The paradigm for typical existing Virtual Assistants (VA's) is for different types of virtual assistants to be mutually exclusive. This limitation deters users from seeking to use virtual assistants, because users are forced to go back and forth from voice to some other type of input as they switch between various applications, each of which supports its own mutually exclusive virtual assistant.

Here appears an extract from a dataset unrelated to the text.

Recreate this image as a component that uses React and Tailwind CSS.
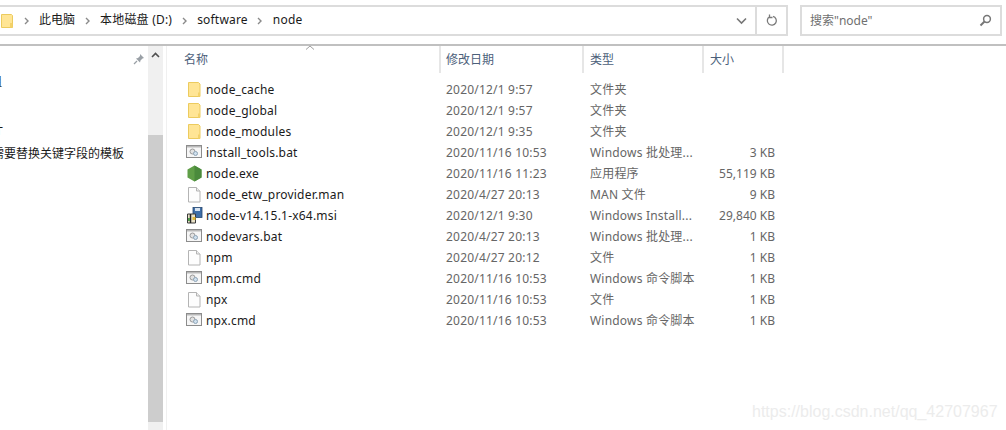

For example, in a typical use case for existing virtual assistants, a smartphone user running a virtual assistant application may initiate a session with the virtual assistant by issuing a voice command to order food, such as a pizza. In response to such a command, the default behavior of existing virtual assistants is to perform an Internet search for the requested item (in this example, a pizza). The result of the Internet search would then be delivered to the user, which may permit the user to interact with a website to which a separate, mutually exclusive, virtual assistant application corresponds. A pizza company that is the result of the Internet search, for example, may have its own virtual assistant. To operate that virtual assistant, the user may then have to switch to a type of input other than voice (such as by typing commands), to engage in an interaction with the pizza company's virtual assistant that is fully separate from the user's previous interaction with the first virtual assistant. If the user were then to issue another request to the first virtual assistant for a different sort of service (such as to order a taxi), the user may then have to interact with another Internet search, followed by a separate interaction with another, fully separate, virtual assistant for ordering the taxi.
Because of user experiences such as the foregoing, users are therefore deterred from using conventional virtual assistants as a solution for achieving a variety of different specialized purposes.